What a difference 15 years makes. Any public opinion poll will show that the vast majority of Americans of all political backgrounds feel discrimination based on sexual orientation is wrong, and that LGBT families deserve protections just like all others. There are no less than 20 state laws and administrative actions and dozens of local measures across New York State that protect LGBT people and our families. Today we as an LGBT community are sought out by elected officials as a political force to be reckoned with.

But in some ways, I fear we haven’t made a lot of progress. I am not just talking about the gains we have yet to make––an explicit statewide law prohibiting discrimination based on gender identity and expression, protection for LGBT youth from bias harassment and bullying in schools, funding for our community-based organizations providing health and human services to LGBT New Yorkers, and more rights and responsibilities for our families up to and including the right to marry. Clearly there is a way to go on these and other issues.

What I am talking about is the political timidity of many elected officials around LGBT issues. We seem to have more friends, but those friends often seem as cautious as the politicians of 1990. They come looking for votes and money, and when we are giving out both for free, it seems like we find ourselves with more friends that we can count. But candidates who expect support without having to spend an iota of political capital aren’t the friends we need.

In New York, we have the luxury of choosing between many candidates who want to call themselves our friend. We should be actively supporting only those who will stand with us in very tangible ways because they know it’s the right thing to do even when it might be a little uncomfortable to do so.

Let me be clear: many of our elected officials have stepped up to the plate for us. But we need more to do the same if we intend to win our struggle for equality and justice.

In the last two years, some of the meanest, ugliest homophobes began to wage war against our community. It seemed that every day brought new attacks. There were constitutional amendments and threats of a Defense of Marriage Act. They said we were a threat to the sanctity of marriage, as if we were a people incapable of real love or devoid of a spiritual life. They said we were unfit to parent children. We were vilified.

As New Yorkers, we know what to do when a friend of ours is attacked — we fight back and defend that friend. But, where were our friends? Where were the people we voted for and whose job it is to represent us? Where were the people we counted on to look into those television cameras and say that they knew us and that we were not those things. Would it really be so hard in 2006 to say, “I have LGBT constituents––they are upstanding people, wonderful parents and they don’t deserve to be treated as second-class citizens”?

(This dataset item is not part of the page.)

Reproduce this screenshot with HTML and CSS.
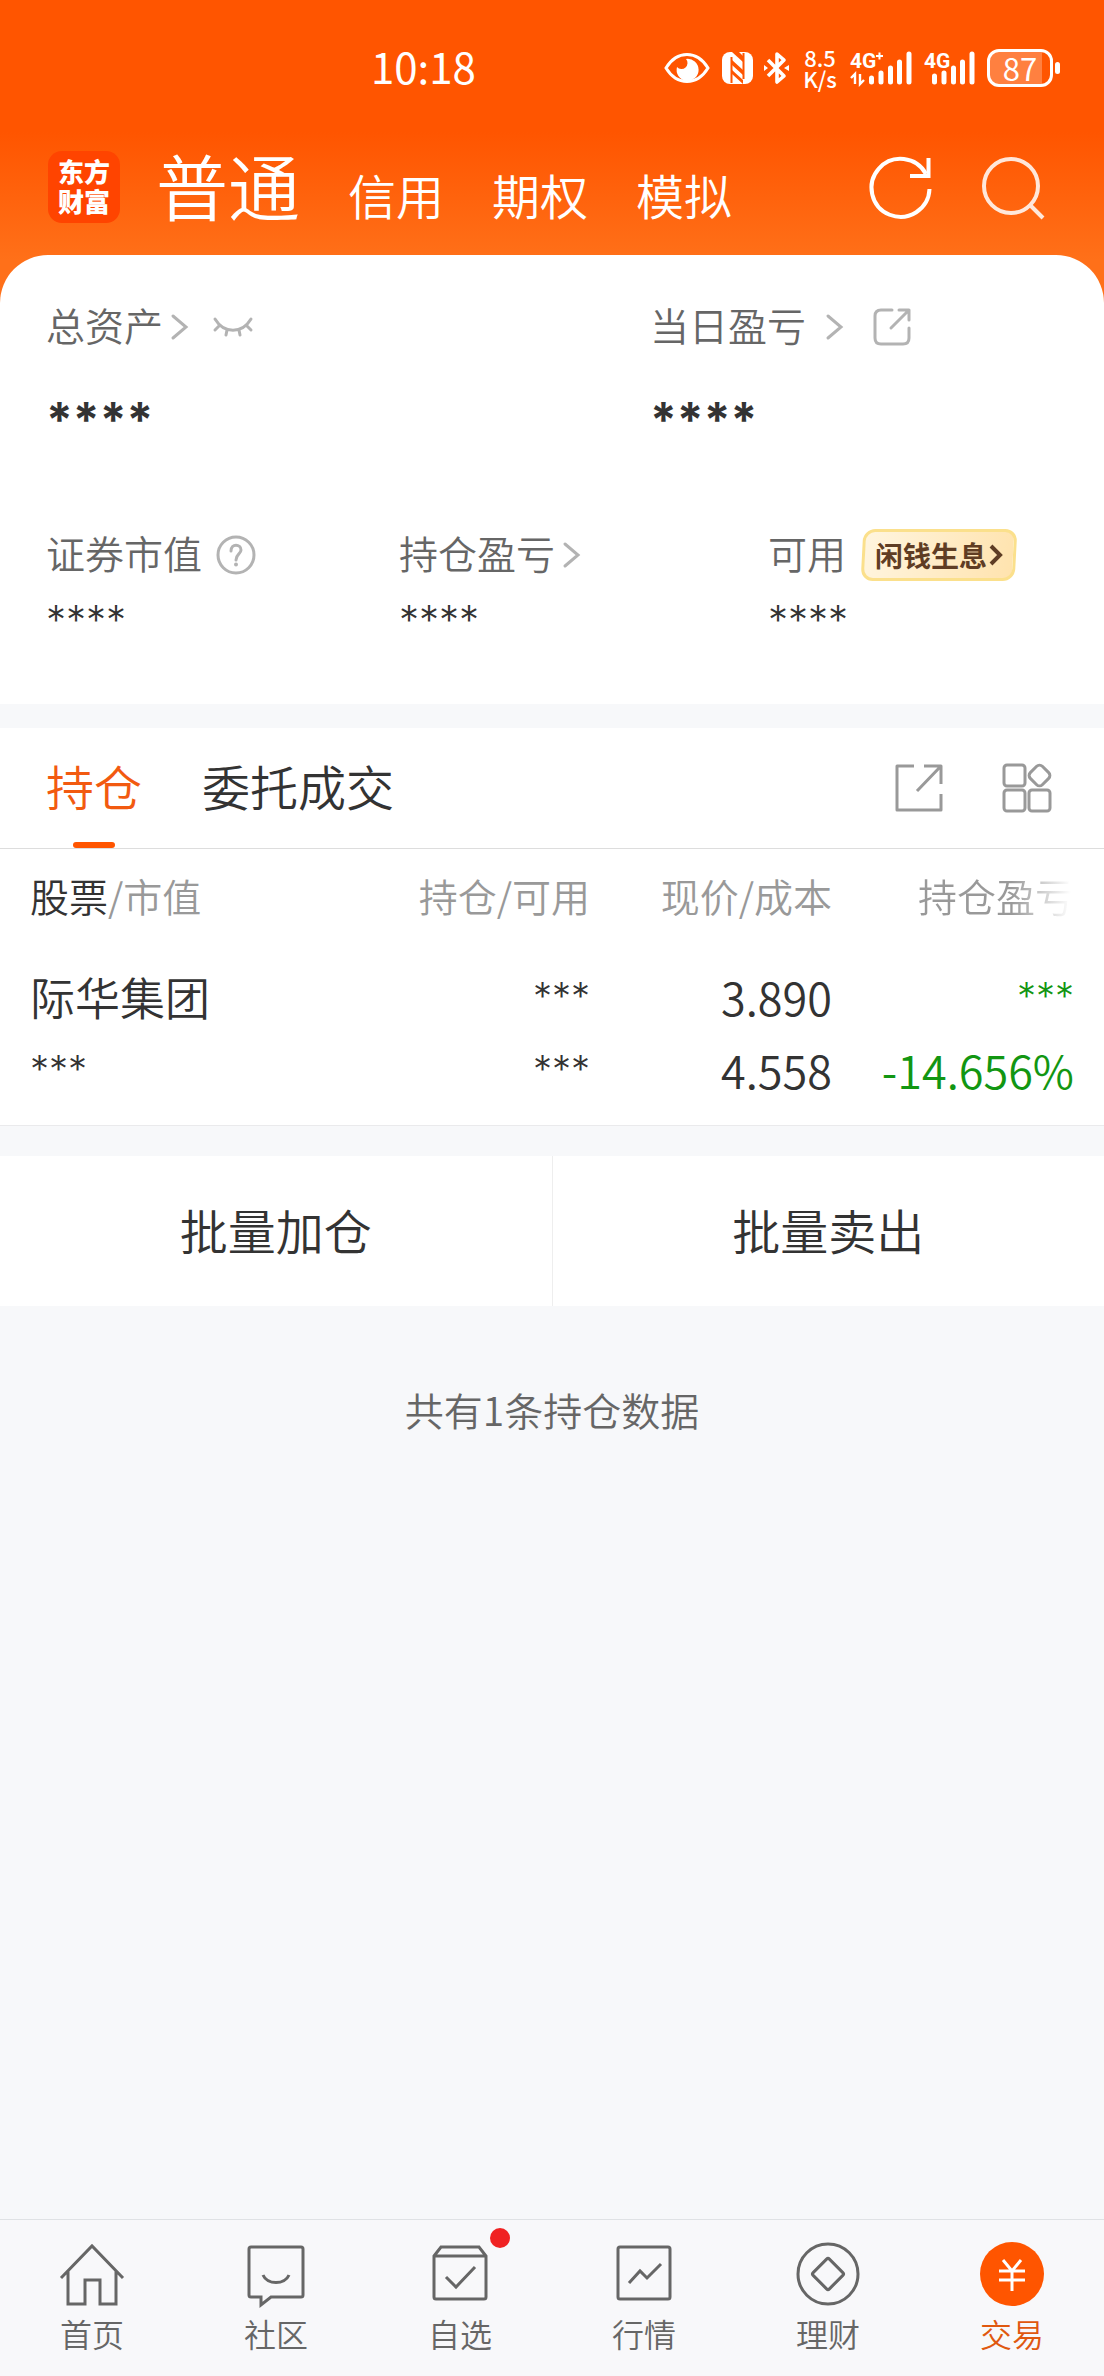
FILE: index.html
```html
<!DOCTYPE html>
<html lang="zh-CN">
<head>
<meta charset="utf-8">
<meta name="viewport" content="width=device-width, initial-scale=1">
<title>交易 - 东方财富</title>
<link rel="stylesheet" href="styles.css">
</head>
<body>
<header class="top">
  <div class="status">
    <time class="clock">10:18</time>
    <div class="status-icons">
      <svg class="st-eye" width="46" height="32" viewBox="0 0 46 32"><path d="M2 16C13-2 33-2 44 16C33 34 13 34 2 16Z" fill="none" stroke="#fff" stroke-width="3"/><path d="M22 7A11 11 0 1 1 13 15A6 6 0 0 0 22 7Z" fill="#fff"/></svg>
      <svg class="st-nfc" width="31" height="32" viewBox="0 0 31 32"><rect width="31" height="32" rx="8" fill="#fff"/><path d="M9.500 5V31M21.500 1V27" stroke="#ff5500" stroke-width="2" fill="none"/><path d="M10 8L21 18V23L10 13ZM10 18L21 28V32L10 22Z" fill="#ff5500"/><path d="M10 0L21 10V4L17 0Z" fill="#ff5500"/></svg>
      <svg class="st-bt" width="25" height="34" viewBox="0 0 25 34"><path d="M4 9L20 25L13 31V3L20 9L4 25" fill="none" stroke="#fff" stroke-width="3.600" stroke-linejoin="round"/><path d="M0 14L4 17L0 20ZM25 14L20 17L25 20Z" fill="#fff"/></svg>
      <div class="speed"><span>8.5</span><span>K/s</span></div>
      <svg class="st-sig" width="62" height="36" viewBox="0 0 62 36"><text x="0" y="18" class="sig-label">4G</text><path d="M26 6H33M29.500 2.500V9.500" stroke="#fff" stroke-width="2"/><path d="M1 28L5 24V34M10 24V34L14 30" fill="none" stroke="#fff" stroke-width="2.400"/><path d="M21.500 28V32M31 23V32M40.500 18V32M49.500 12V32M59 4V32" stroke="#fff" stroke-width="5" stroke-linecap="round"/></svg>
      <svg class="st-sig" width="51" height="36" viewBox="0 0 51 36"><text x="0" y="18" class="sig-label">4G</text><path d="M10.500 26V32M20 23V32M29.500 18V32M38.500 12V32M48 4V32" stroke="#fff" stroke-width="5" stroke-linecap="round"/></svg>
      <div class="battery"><span>87</span></div>
    </div>
  </div>
  <div class="account-bar">
    <div class="logo">东方<br>财富</div>
    <nav class="accounts">
      <a href="#" class="account active">普通</a>
      <a href="#" class="account">信用</a>
      <a href="#" class="account">期权</a>
      <a href="#" class="account">模拟</a>
    </nav>
    <div class="actions">
      <button class="icon-btn" aria-label="刷新"><svg width="64" height="64" viewBox="0 0 64 64" fill="none" stroke="#fff" stroke-width="4"><path d="M60.500 33A29 29 0 1 1 57 18"/><path d="M59.500 2V20H41"/></svg></button>
      <button class="icon-btn search" aria-label="搜索"><svg width="64" height="64" viewBox="0 0 64 64" fill="none" stroke="#fff" stroke-width="4"><circle cx="30" cy="30" r="27"/><path d="M49 49L62 62"/></svg></button>
    </div>
  </div>
</header>

<main>
  <section class="summary">
    <div class="totals">
      <div class="stat">
        <div class="label">总资产
          <svg class="chev" width="18" height="26" viewBox="0 0 18 26"><path d="M2 2L15 13L2 24"/></svg>
          <button class="icon-btn eye" aria-label="显示金额"><svg width="40" height="20" viewBox="0 0 40 20" fill="none" stroke="#b3b3b3" stroke-width="3" stroke-linecap="round"><path d="M2 2C11 17 29 17 38 2M6 9L2 13M14 13L13 18M26 13L27 18M34 9L38 13"/></svg></button>
        </div>
        <div class="big">****</div>
      </div>
      <div class="stat">
        <div class="label daily">当日盈亏
          <svg class="chev" width="18" height="26" viewBox="0 0 18 26"><path d="M2 2L15 13L2 24"/></svg>
          <button class="icon-btn" aria-label="分享盈亏"><svg width="40" height="40" viewBox="0 0 40 40" fill="none" stroke="#b3b3b3" stroke-width="3" stroke-linecap="round" stroke-linejoin="round"><path d="M20 3H9Q3 3 3 9V31Q3 37 9 37H31Q37 37 37 31V21M27 3H37V13M37 3L19 21"/></svg></button>
        </div>
        <div class="big">****</div>
      </div>
    </div>
    <div class="details">
      <div class="stat">
        <div class="label">证券市值
          <button class="icon-btn help" aria-label="说明"><svg width="40" height="40" viewBox="0 0 40 40" fill="none" stroke="#b3b3b3" stroke-width="3"><circle cx="20" cy="20" r="18"/><path d="M15 16C15 8 25 9 25 15C25 19 20 19 20 25" stroke-linecap="round"/><circle cx="20" cy="29.500" r="2" fill="#b3b3b3" stroke="none"/></svg></button>
        </div>
        <div class="small">****</div>
      </div>
      <div class="stat">
        <div class="label">持仓盈亏
          <svg class="chev" width="18" height="26" viewBox="0 0 18 26"><path d="M2 2L15 13L2 24"/></svg>
        </div>
        <div class="small">****</div>
      </div>
      <div class="stat">
        <div class="label">可用
          <a href="#" class="promo">闲钱生息<svg width="14" height="22" viewBox="0 0 14 22"><path d="M2 2L11 11L2 20" fill="none" stroke="#5f3d24" stroke-width="4"/></svg></a>
        </div>
        <div class="small">****</div>
      </div>
    </div>
  </section>

  <section class="positions">
    <div class="tabs">
      <button class="tab active">持仓</button>
      <button class="tab">委托成交</button>
      <div class="tab-tools">
        <button class="icon-btn" aria-label="分享"><svg width="50" height="50" viewBox="0 0 50 50" fill="none" stroke="#999" stroke-width="3" stroke-linejoin="round"><path d="M20 3H3V47H47V31M30 3H47V21M47 3L23 28"/></svg></button>
        <button class="icon-btn" aria-label="更多功能"><svg width="50" height="50" viewBox="0 0 50 50" fill="none" stroke="#999" stroke-width="3"><rect x="2" y="2" width="21" height="21" rx="3"/><rect x="2" y="27" width="21" height="21" rx="3"/><rect x="27" y="27" width="21" height="21" rx="3"/><rect x="29" y="4" width="17" height="17" rx="4" transform="rotate(45 37.500 12.500)"/></svg></button>
      </div>
    </div>
    <table class="holdings">
      <colgroup><col class="c-name"><col><col><col></colgroup>
      <thead>
        <tr><th><b>股票</b>/市值</th><th>持仓/可用</th><th>现价/成本</th><th><span class="fade">持仓盈亏</span></th></tr>
      </thead>
      <tbody>
        <tr>
          <td><span class="name">际华集团</span><span class="mask">***</span></td>
          <td><span class="mask">***</span><span class="mask">***</span></td>
          <td><span>3.890</span><span>4.558</span></td>
          <td class="down"><span class="mask">***</span><span>-14.656%</span></td>
        </tr>
      </tbody>
    </table>
  </section>

  <div class="batch">
    <button>批量加仓</button>
    <button>批量卖出</button>
  </div>
  <p class="count">共有1条持仓数据</p>
</main>

<nav class="bottom">
  <a href="#"><svg width="66" height="66" viewBox="0 0 66 66"><path d="M2 37L33 5L64 37M9 30V63H26V39H41V63H57V30"/></svg>首页</a>
  <a href="#"><svg width="66" height="66" viewBox="0 0 66 66"><path d="M8 6H58Q60 6 60 8V54Q60 56 58 56H28L18 64V56H8Q6 56 6 54V8Q6 6 8 6Z"/><path d="M20 34C24 44 42 44 46 34"/></svg>社区</a>
  <a href="#"><svg width="66" height="66" viewBox="0 0 66 66"><path d="M7 15L14 6H52L59 15V56Q59 58 57 58H9Q7 58 7 56ZM7 15H59M19 36L29 46L48 26"/></svg>自选<i class="dot"></i></a>
  <a href="#"><svg width="66" height="66" viewBox="0 0 66 66"><rect x="7" y="6" width="52" height="52" rx="2"/><path d="M18 42L29 30L36 37L50 23"/></svg>行情</a>
  <a href="#"><svg width="66" height="66" viewBox="0 0 66 66"><circle cx="33" cy="33" r="30"/><rect x="21.500" y="21.500" width="23" height="23" rx="2" transform="rotate(45 33 33)"/></svg>理财</a>
  <a href="#" class="active"><svg width="66" height="66" viewBox="0 0 66 66"><circle cx="33" cy="33" r="32" class="coin"/><path d="M24 19L33 30L42 19M20 30H46M20 39H46M33 29V50"/></svg>交易</a>
</nav>
</body>
</html>
```
FILE: styles.css
```css
* { box-sizing: border-box; }
body {
  margin: 0;
  min-height: 100vh;
  display: flex;
  flex-direction: column;
  background: #f7f8fa;
  color: #333;
  font-family: "Noto Sans CJK SC", sans-serif;
  font-weight: 350;
}
a { color: inherit; text-decoration: none; }
button {
  margin: 0;
  padding: 0;
  border: 0;
  background: none;
  color: inherit;
  font: inherit;
}
svg { display: block; flex: none; overflow: visible; }
.icon-btn { display: flex; }

.top {
  padding-bottom: 48px;
  margin-bottom: -48px;
  background: linear-gradient(#ff5500 0, #ff5500 132px, #ff7019 260px);
  color: #fff;
}
.status {
  display: flex;
  justify-content: space-between;
  align-items: center;
  height: 136px;
  padding: 0 44px 0 371px;
}
.clock { padding-bottom: 6px; font-size: 42px; font-weight: 400; }
.status-icons { display: flex; align-items: center; }
.st-nfc { margin-left: 12px; }
.st-bt { margin-left: 11px; }
.speed {
  display: flex;
  flex-direction: column;
  width: 36px;
  margin-left: 13px;
  font-size: 22px;
  font-weight: 500;
  line-height: 21px;
  text-align: center;
}
.st-sig { margin-left: 12px; }
.sig-label { font-size: 21px; font-weight: 700; fill: #fff; font-family: Roboto, sans-serif; }
.battery {
  position: relative;
  display: flex;
  align-items: center;
  justify-content: center;
  width: 66px;
  height: 38px;
  margin: 0 7px 0 12px;
  border: 3px solid #fff;
  border-radius: 12px;
  background: linear-gradient(90deg, #ff8040 86%, transparent 86%);
  font-size: 31px;
  font-weight: 400;
  line-height: 32px;
}
.battery::after {
  content: "";
  position: absolute;
  right: -10px;
  top: 10px;
  width: 5px;
  height: 12px;
  border-radius: 3px;
  background: #fff;
}
.account-bar {
  display: flex;
  align-items: center;
  height: 119px;
  padding: 0 59px 0 48px;
}
.logo {
  width: 72px;
  height: 72px;
  margin-bottom: 18px;
  padding-top: 5px;
  border-radius: 14px;
  background: #ff4400;
  font-size: 26px;
  font-weight: 900;
  line-height: 30px;
  text-align: center;
}
.accounts {
  display: flex;
  align-items: baseline;
  gap: 48px;
  margin: 0 0 14px 36px;
}
.account { font-size: 48px; line-height: 80px; }
.account.active { font-size: 72px; }
.actions {
  display: flex;
  gap: 48px;
  margin: 0 0 16px auto;
}
.search { opacity: .85; }

.summary {
  padding: 45px 46px 44px;
  border-radius: 48px 48px 0 0;
  background: #fff;
}
.totals { display: grid; grid-template-columns: 604fr 408fr; }
.details {
  display: grid;
  grid-template-columns: 353fr 369fr 290fr;
  margin-top: 84px;
}
.label {
  display: flex;
  align-items: center;
  height: 48px;
  color: #666;
  font-size: 39px;
  white-space: nowrap;
}
.label > * { margin-top: 6px; }
.chev { margin-left: 8px; fill: none; stroke: #b3b3b3; stroke-width: 3; stroke-linecap: round; }
.daily .chev { margin-left: 20px; margin-right: 28px; }
.eye { margin-left: 24px; }
.help { margin-left: 14px; }
.big, .small { font-family: Inter, sans-serif; }
.big { height: 96px; padding-top: 40px; font-size: 48px; font-weight: 700; line-height: 64px; }
.small { height: 84px; padding-top: 20px; font-size: 40px; font-weight: 300; line-height: 48px; }
.promo {
  position: relative;
  z-index: 0;
  display: flex;
  align-items: center;
  gap: 2px;
  height: 52px;
  margin-left: 14px;
  padding: 0 15px;
  color: #5f3d24;
  font-size: 28px;
  font-weight: 700;
}
.promo::before {
  content: "";
  position: absolute;
  z-index: -1;
  inset: 0 2px;
  border: 3px solid #fbe08c;
  border-radius: 12px;
  background: linear-gradient(100deg, #fff5df, #ffe3ae);
  transform: skewX(-3deg);
}

.positions { margin-top: 24px; border-bottom: 1px solid #eaeaec; background: #fff; }
.tabs {
  display: flex;
  align-items: center;
  gap: 60px;
  height: 121px;
  padding: 0 52px 0 46px;
  border-bottom: 1px solid #ddd;
}
.tab { position: relative; height: 120px; padding-bottom: 6px; font-size: 48px; }
.tab.active { color: #f25a10; }
.tab.active::after {
  content: "";
  position: absolute;
  left: calc(50% - 21px);
  bottom: 0;
  width: 42px;
  height: 6px;
  border-radius: 3px;
  background: #ff5500;
}
.tab-tools { display: flex; gap: 58px; margin-left: auto; }

.holdings {
  width: 100%;
  padding: 0 30px;
  border-spacing: 0;
  table-layout: fixed;
}
.c-name { width: 318px; }
.holdings th {
  height: 96px;
  padding: 0 0 4px;
  color: #999;
  font-size: 39px;
  font-weight: 350;
  text-align: right;
  white-space: nowrap;
}
.holdings b { color: #333; font-weight: 350; }
.fade {
  background: linear-gradient(90deg, #999 60%, #fff 98%);
  background-clip: text;
  -webkit-background-clip: text;
  color: transparent;
}
.holdings td {
  height: 180px;
  padding: 0 0 4px;
  font-size: 45px;
  text-align: right;
  vertical-align: middle;
}
.holdings th:first-child, .holdings td:first-child { text-align: left; }
.holdings td span { display: block; height: 73px; line-height: 73px; }
.holdings .mask { font-family: Inter, sans-serif; font-size: 38px; font-weight: 300; }
.down { color: #129612; }

.batch { display: flex; margin-top: 30px; background: #fff; }
.batch button { flex: 1; height: 150px; padding-bottom: 4px; font-size: 48px; }
.batch button + button { border-left: 1px solid #eee; }
.count {
  margin: 74px 0;
  color: #666;
  font-size: 39px;
  line-height: 58px;
  text-align: center;
}

.bottom {
  display: grid;
  grid-template-columns: repeat(6, 1fr);
  margin-top: auto;
  padding: 21px 0 19px;
  border-top: 1px solid #e0e2e5;
  background: #f8f8fa;
}
.bottom a {
  position: relative;
  display: flex;
  flex-direction: column;
  align-items: center;
  gap: 2px;
  color: #666;
  font-size: 32px;
  line-height: 48px;
}
.bottom svg { fill: none; stroke: #666; stroke-width: 3; }
.bottom .active { color: #e0580f; }
.bottom .active svg { stroke: #fff; }
.bottom .coin { fill: #ff5500; stroke: none; }
.dot {
  position: absolute;
  top: -13px;
  left: calc(50% + 30px);
  width: 20px;
  height: 20px;
  border-radius: 50%;
  background: #f02222;
}
```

Most of our friends were silent; maybe they were afraid. All I know for sure is that most of them were nowhere to be found and that some in our community were making excuses for them.

Our friends should be defending us even if it means they get reelected with fewer votes in the next election. Since our annual dinner last fall in New York City, the Pride Agenda has been publicly espousing a policy to put this philosophy into action. I believe that politicians who support a Defense of Marriage Act but otherwise have a good record on LGBT issues might in certain cases deserve our vote, but they don’t deserve our money. How else do we hope to hold our representatives accountable?

The role of the Pride Agenda is to create a climate in New York that makes it uncomfortable for elected officials to support laws that would codify us as second-class citizens. We have to put candidates on notice: The question for an elected official seeking our resources is no longer do you support our right to equality. Three-quarters of New York already say yes to that. The new question is: What specifically will you do to help us get there? And if you can’t be specific, we are not going the extra mile for you.

I challenge you to do the same. If we as LGBT people are going to write checks, go door-to-door, or talk to our friends about candidates running for office, we should expect them to expend some effort on our behalf. Having our elected officials simply show up for a Pride parade is not the courageous or community-validating act it once was; gestures are nice, but when a community is under attack––and make no mistake, our community is under attack in a very real way––specific, concrete actions are required by those who call themselves champions of the LGBT community.

This year, New York will elect a new governor and Legislature. For the next several months, candidates will ask you for your vote and your money. Before you decide to open up your wallet to support a candidate or dedicate your time to get involved in any political race, ask them what they will do to help us win the right to marry, or to fund organizations that provide us with much needed services, or to protect transgendered New Yorkers from discrimination, or to keep LGBT youth safe in our schools. They need to know that our community will hold them accountable for their promises.

In 15 years, the LGBT community has grown to become an important political voice in our state. But we must keep working hard if we are to continue moving forward. Here are some of the things the Pride Agenda is doing to make sure that happens:

Over the past 20 months, we have had 20,000 face-to-face conversations with New Yorkers about our issues.

We’ve built a statewide network of almost 550 religious leaders representing 20 different denominations who are working to support our equality.

We’re building coalitions of labor unions and corporations who share our values of equality and dignity.

This year in the elections, we’re preparing to spend up to $200,000 in Political Action Committee contributions to support our friends.

There is great opportunity and enormous possibility for our community. The stakes have never been higher and it is an exciting time. I truly believe that we are getting closer to the day when we will all enjoy the dignity that comes only with freedom, equality, and justice.

Alan Van Capelle is the executive director of the Empire State Pride Agenda, New York State’s LGBT civil rights and political advocacy organization.